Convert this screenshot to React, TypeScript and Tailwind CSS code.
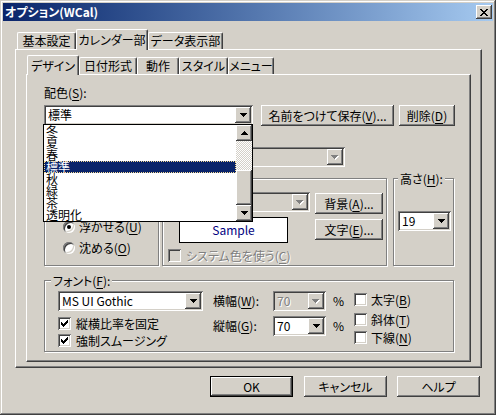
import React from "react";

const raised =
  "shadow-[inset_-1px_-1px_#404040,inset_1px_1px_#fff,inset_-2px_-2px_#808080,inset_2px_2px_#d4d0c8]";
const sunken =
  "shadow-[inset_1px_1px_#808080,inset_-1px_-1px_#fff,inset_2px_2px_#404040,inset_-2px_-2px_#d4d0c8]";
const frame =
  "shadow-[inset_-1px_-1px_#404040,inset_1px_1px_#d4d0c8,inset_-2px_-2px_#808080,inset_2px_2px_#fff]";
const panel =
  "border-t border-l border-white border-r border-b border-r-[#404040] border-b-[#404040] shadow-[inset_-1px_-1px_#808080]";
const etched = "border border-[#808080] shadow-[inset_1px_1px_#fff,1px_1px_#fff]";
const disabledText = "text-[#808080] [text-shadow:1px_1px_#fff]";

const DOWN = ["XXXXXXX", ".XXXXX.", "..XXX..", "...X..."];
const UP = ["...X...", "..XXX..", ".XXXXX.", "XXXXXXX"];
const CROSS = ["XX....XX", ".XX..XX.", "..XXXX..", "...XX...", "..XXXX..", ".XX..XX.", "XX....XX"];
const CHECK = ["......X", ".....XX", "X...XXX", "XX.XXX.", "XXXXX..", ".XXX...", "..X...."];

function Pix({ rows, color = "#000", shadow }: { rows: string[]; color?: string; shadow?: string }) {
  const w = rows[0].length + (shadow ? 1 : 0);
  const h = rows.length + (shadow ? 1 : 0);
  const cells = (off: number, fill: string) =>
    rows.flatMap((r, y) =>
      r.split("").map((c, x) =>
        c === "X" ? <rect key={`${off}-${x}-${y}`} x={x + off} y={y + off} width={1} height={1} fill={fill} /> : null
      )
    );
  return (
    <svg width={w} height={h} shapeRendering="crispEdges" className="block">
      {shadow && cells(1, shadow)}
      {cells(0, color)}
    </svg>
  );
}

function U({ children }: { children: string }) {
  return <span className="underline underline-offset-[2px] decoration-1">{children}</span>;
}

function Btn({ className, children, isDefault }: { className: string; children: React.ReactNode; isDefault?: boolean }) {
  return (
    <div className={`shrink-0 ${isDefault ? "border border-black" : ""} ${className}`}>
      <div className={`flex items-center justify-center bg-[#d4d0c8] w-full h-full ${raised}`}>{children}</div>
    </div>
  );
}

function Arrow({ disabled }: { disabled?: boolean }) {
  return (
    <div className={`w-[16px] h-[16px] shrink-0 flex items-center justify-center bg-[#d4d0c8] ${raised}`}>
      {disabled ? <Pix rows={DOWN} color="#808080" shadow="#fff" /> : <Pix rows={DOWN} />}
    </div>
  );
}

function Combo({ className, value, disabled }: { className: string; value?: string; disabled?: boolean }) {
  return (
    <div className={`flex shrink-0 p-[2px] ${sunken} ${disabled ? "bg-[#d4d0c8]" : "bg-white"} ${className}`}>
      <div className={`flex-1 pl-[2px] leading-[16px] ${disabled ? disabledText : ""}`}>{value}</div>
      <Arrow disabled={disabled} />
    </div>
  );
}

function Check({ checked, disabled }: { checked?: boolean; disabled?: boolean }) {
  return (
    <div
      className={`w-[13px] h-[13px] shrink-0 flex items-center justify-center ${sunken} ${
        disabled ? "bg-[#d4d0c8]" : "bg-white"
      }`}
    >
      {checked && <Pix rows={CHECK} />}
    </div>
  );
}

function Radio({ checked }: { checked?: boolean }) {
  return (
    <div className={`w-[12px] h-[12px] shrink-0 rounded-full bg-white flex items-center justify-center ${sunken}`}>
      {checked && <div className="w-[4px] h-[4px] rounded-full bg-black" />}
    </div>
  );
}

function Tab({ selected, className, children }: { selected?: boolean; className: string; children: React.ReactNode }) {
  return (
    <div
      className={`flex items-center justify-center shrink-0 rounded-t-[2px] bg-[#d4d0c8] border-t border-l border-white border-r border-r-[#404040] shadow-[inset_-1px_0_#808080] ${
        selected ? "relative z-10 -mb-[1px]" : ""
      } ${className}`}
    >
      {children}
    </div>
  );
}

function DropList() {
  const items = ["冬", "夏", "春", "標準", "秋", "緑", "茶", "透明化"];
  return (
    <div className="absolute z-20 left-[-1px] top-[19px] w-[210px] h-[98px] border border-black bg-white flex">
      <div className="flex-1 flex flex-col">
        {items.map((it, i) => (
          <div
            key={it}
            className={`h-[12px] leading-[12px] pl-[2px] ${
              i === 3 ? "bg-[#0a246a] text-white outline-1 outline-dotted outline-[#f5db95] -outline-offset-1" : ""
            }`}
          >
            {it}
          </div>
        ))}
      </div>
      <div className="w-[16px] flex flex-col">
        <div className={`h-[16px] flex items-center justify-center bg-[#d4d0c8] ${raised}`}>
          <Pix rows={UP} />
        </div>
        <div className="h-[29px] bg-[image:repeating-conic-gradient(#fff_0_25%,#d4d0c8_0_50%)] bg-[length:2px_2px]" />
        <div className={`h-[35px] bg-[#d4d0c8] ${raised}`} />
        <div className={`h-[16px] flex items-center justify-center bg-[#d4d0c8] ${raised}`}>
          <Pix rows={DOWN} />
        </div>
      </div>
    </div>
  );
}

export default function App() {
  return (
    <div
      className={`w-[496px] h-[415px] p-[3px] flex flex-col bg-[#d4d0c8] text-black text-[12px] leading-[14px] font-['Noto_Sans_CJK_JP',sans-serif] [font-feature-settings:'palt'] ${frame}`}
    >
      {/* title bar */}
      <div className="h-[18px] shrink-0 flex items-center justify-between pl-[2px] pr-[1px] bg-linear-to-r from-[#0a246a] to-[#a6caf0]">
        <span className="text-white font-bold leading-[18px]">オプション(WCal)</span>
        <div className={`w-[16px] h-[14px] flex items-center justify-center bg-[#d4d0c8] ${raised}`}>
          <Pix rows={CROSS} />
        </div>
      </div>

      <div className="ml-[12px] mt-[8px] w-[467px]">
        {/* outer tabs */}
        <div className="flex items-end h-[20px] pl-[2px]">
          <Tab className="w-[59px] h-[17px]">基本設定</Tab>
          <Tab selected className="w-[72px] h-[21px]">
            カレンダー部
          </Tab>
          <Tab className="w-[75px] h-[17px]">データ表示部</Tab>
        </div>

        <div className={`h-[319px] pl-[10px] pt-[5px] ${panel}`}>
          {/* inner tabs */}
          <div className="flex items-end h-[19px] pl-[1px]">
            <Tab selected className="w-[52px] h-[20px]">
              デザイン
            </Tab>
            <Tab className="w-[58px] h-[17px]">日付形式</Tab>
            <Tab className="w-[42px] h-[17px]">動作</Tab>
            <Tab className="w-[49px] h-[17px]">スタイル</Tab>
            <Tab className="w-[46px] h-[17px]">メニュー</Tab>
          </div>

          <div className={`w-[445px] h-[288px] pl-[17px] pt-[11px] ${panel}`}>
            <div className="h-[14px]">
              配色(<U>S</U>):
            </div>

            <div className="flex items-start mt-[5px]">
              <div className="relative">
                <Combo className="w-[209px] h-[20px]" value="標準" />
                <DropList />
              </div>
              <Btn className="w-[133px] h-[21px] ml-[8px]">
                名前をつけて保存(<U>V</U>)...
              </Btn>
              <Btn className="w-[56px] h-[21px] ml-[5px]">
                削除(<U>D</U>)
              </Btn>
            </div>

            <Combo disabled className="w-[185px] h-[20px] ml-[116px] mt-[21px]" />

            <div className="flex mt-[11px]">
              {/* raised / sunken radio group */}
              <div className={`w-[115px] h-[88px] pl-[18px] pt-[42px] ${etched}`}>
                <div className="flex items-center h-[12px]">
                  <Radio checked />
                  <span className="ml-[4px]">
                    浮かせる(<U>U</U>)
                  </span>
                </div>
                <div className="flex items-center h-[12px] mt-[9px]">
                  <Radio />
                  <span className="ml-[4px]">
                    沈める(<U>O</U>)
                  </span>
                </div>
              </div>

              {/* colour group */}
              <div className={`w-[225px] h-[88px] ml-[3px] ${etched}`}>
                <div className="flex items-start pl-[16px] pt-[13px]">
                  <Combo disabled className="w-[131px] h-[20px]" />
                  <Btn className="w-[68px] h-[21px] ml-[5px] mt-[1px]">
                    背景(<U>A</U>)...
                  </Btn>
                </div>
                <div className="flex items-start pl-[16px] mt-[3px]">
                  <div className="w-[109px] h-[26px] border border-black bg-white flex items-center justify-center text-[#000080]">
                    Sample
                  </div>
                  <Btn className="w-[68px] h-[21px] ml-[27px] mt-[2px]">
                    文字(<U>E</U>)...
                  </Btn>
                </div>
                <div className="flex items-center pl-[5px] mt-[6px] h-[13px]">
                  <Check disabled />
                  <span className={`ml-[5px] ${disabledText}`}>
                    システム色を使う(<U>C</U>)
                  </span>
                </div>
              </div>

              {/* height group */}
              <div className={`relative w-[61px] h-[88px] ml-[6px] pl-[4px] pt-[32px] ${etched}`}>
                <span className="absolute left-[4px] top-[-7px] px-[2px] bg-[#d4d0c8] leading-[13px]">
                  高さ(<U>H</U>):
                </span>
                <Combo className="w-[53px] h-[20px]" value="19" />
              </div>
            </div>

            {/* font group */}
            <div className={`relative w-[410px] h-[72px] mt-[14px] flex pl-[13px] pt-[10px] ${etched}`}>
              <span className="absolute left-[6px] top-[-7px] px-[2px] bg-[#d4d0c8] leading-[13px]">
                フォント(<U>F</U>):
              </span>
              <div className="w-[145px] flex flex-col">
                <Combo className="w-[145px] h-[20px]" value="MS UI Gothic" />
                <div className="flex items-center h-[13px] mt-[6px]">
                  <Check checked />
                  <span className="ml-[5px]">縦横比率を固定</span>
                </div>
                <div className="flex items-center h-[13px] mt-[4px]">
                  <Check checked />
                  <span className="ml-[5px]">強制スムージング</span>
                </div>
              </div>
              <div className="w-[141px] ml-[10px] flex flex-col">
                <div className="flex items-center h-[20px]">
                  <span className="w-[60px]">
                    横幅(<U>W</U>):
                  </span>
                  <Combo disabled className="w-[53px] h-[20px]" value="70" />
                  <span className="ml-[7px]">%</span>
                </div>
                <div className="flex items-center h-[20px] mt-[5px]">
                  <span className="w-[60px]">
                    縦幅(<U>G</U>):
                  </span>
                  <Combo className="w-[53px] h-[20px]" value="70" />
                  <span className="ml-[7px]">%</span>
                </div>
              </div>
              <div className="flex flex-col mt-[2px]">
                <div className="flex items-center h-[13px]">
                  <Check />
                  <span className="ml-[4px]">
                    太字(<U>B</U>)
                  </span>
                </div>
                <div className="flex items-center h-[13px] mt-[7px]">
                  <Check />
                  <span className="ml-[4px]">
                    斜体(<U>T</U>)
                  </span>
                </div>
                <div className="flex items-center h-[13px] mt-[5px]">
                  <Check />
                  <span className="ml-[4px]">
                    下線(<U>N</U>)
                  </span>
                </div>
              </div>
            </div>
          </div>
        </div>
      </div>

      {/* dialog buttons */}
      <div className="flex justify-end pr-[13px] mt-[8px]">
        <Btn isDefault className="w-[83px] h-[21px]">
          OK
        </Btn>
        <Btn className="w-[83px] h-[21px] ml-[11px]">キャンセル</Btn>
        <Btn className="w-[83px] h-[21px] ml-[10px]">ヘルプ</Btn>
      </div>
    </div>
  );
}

# Exercise
With the pictures left out, restate word for word every line of the data above, from the first down to the line that contains "import React from".

# Solution to this exercise
Convert this screenshot to React, TypeScript and Tailwind CSS code.
import React from "react";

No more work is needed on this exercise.